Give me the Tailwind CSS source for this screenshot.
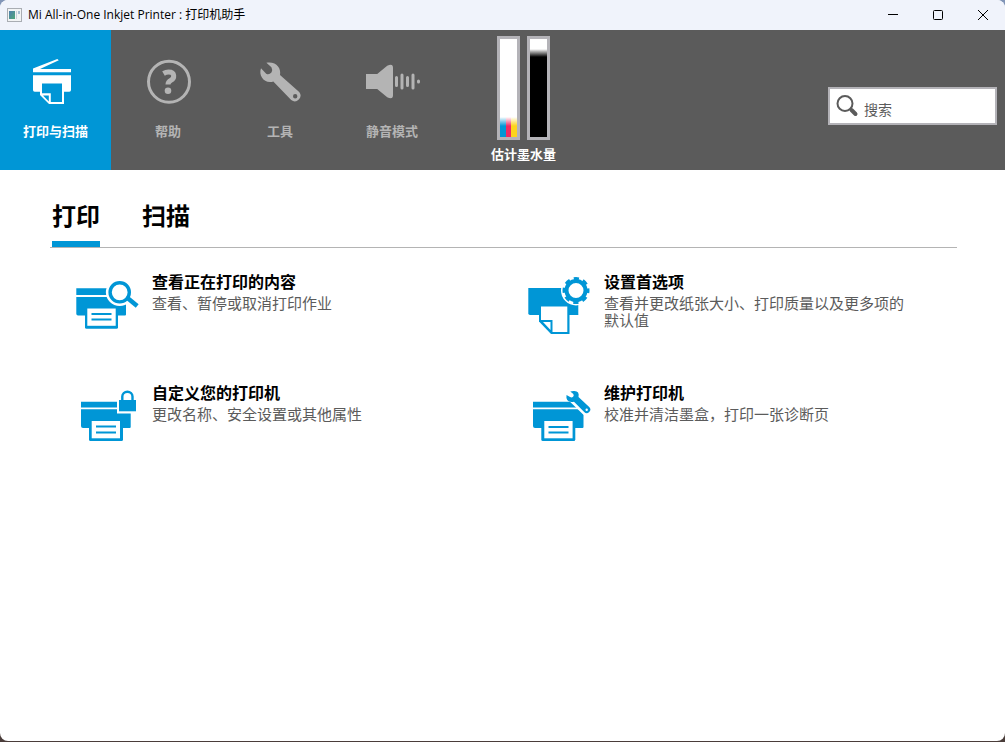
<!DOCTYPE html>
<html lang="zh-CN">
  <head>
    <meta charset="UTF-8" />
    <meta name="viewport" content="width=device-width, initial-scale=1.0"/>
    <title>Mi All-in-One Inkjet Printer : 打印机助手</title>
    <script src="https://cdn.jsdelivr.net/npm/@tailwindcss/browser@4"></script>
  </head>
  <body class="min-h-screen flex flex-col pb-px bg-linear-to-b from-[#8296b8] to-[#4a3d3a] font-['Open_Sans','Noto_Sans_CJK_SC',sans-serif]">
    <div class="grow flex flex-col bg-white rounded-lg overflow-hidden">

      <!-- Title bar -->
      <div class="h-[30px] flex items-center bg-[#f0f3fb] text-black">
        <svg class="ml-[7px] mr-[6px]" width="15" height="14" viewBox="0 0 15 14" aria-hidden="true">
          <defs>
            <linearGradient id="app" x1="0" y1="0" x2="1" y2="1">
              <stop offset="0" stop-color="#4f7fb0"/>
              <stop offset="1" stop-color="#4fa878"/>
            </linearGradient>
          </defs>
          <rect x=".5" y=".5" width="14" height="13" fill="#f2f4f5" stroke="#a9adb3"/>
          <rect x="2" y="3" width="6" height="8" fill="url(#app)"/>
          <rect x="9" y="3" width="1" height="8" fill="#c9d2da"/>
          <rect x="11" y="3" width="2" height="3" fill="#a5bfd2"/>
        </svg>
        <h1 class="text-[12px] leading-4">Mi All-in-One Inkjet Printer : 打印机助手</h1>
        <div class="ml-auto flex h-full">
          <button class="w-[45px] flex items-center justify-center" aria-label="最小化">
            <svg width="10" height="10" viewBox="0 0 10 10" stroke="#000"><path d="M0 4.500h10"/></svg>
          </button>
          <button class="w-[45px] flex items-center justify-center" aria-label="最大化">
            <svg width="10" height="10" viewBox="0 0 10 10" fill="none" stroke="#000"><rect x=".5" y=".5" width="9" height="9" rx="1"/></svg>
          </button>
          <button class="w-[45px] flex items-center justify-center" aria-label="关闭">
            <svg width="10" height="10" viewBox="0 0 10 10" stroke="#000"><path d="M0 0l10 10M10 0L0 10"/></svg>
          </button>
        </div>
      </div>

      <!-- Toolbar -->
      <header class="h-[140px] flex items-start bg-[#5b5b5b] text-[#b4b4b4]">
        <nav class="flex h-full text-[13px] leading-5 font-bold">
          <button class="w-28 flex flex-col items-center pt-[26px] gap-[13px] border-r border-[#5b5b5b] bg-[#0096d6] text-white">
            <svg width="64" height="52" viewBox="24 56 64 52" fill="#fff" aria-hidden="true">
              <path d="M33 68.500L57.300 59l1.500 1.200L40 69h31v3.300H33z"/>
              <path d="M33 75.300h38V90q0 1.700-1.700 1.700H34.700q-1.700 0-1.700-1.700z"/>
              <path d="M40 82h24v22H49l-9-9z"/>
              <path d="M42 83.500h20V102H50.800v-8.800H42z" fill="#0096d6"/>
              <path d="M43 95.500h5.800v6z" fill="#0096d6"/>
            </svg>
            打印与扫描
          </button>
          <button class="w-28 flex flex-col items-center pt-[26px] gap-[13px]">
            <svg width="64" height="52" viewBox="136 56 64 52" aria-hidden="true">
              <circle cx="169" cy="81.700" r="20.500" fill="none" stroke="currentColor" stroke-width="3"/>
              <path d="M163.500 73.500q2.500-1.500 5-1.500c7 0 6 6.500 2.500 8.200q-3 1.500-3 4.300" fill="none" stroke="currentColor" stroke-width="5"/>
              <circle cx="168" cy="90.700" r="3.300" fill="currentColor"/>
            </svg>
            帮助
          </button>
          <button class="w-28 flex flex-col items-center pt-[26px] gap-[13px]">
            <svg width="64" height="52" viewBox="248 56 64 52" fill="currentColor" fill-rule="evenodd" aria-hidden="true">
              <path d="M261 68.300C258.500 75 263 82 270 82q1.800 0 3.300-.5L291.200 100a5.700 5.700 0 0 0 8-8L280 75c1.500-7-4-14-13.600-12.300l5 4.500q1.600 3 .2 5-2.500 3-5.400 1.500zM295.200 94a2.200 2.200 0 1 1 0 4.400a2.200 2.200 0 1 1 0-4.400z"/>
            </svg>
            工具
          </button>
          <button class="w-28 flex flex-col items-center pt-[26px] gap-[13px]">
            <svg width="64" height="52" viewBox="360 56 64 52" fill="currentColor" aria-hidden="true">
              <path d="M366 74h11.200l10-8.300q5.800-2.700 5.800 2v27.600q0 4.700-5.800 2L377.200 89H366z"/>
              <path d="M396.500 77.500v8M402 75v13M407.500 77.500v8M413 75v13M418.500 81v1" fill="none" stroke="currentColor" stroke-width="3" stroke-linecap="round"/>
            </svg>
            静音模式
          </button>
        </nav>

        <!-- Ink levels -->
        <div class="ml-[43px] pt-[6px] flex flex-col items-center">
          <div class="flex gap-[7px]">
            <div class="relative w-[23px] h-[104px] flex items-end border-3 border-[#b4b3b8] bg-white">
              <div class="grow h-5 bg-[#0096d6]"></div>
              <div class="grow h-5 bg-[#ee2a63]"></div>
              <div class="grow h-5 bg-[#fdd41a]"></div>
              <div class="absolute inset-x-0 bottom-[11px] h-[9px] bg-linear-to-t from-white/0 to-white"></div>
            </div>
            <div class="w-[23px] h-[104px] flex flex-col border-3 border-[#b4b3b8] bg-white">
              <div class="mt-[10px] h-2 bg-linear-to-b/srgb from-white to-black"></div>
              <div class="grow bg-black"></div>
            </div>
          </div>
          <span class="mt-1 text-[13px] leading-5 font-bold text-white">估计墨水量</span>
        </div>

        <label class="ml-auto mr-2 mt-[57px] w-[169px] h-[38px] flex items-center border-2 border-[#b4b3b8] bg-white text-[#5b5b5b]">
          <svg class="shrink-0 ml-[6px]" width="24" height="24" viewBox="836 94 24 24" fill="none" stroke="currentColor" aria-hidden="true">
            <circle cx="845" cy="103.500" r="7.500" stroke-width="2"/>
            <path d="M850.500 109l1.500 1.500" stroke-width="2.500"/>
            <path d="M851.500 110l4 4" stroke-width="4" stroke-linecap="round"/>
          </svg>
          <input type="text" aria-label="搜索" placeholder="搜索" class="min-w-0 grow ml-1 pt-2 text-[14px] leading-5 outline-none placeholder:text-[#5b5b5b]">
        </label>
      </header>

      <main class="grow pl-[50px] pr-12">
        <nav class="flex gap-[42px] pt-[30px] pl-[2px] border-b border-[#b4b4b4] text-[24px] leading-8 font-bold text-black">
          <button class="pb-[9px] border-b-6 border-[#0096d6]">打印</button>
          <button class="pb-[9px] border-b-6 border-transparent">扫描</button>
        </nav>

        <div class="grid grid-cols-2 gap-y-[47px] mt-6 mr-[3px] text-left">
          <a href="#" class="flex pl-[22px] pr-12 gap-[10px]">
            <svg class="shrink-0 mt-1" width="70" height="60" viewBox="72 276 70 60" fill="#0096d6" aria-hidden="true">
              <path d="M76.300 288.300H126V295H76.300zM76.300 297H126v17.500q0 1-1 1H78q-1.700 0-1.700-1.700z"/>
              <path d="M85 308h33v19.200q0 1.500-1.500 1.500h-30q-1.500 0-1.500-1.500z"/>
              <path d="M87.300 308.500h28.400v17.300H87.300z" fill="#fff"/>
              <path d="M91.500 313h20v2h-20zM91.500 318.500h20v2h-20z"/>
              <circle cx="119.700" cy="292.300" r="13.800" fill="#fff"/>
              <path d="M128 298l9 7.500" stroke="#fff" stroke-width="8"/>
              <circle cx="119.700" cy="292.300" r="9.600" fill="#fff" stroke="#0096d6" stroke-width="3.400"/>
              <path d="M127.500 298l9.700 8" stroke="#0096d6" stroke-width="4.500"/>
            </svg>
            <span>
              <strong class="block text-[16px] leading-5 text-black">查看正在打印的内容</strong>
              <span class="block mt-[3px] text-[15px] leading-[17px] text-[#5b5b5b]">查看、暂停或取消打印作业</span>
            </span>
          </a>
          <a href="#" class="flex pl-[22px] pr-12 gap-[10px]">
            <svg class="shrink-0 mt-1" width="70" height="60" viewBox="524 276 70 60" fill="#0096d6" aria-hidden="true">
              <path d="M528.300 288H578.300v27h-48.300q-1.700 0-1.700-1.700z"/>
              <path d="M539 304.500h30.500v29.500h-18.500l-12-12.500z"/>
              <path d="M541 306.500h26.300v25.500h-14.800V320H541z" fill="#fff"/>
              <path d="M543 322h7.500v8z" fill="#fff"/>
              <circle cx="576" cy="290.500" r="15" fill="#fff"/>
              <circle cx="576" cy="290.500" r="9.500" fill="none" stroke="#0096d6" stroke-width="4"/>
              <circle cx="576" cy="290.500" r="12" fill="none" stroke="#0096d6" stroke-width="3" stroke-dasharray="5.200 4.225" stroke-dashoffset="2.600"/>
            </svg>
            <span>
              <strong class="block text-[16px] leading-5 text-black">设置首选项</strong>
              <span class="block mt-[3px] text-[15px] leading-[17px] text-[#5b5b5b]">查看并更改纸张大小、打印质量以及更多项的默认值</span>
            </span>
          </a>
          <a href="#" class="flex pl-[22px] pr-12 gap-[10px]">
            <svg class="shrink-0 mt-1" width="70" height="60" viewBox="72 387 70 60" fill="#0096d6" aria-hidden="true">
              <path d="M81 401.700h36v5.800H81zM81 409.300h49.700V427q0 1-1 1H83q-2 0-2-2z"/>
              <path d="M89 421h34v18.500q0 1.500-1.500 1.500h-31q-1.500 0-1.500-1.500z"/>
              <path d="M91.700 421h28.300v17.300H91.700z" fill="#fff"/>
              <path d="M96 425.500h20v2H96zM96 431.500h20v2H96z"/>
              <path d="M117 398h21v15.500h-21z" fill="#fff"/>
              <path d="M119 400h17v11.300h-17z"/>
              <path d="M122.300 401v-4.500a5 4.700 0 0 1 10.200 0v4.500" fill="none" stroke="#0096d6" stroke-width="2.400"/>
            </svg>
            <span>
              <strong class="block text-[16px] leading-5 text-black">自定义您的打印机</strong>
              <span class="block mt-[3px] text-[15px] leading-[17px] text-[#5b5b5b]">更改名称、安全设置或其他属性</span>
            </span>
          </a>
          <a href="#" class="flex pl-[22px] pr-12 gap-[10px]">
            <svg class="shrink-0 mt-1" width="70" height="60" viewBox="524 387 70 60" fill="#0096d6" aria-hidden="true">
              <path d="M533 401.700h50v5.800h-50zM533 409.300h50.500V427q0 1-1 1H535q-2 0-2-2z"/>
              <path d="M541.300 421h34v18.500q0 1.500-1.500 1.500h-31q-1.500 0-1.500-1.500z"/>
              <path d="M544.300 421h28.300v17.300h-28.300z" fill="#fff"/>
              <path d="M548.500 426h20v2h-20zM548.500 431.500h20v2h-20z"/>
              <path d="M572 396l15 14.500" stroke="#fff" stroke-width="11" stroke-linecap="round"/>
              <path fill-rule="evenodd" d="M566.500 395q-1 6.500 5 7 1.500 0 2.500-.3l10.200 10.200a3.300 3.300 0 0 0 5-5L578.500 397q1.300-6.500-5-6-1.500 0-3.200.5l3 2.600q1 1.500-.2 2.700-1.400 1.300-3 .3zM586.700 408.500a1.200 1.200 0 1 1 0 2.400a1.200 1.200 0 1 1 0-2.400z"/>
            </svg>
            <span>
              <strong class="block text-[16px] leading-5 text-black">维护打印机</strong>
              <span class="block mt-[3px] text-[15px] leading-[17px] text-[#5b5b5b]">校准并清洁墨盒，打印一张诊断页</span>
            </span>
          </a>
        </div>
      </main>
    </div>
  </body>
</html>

> [Task instructions]: Leave out the pictures and restate, word for word, the lines from the top of the data through the line containing "flex flex-col bg-white", both included.

> [Solution for this task]:
Give me the Tailwind CSS source for this screenshot.
<!DOCTYPE html>
<html lang="zh-CN">
  <head>
    <meta charset="UTF-8" />
    <meta name="viewport" content="width=device-width, initial-scale=1.0"/>
    <title>Mi All-in-One Inkjet Printer : 打印机助手</title>
    <script src="https://cdn.jsdelivr.net/npm/@tailwindcss/browser@4"></script>
  </head>
  <body class="min-h-screen flex flex-col pb-px bg-linear-to-b from-[#8296b8] to-[#4a3d3a] font-['Open_Sans','Noto_Sans_CJK_SC',sans-serif]">
    <div class="grow flex flex-col bg-white rounded-lg overflow-hidden">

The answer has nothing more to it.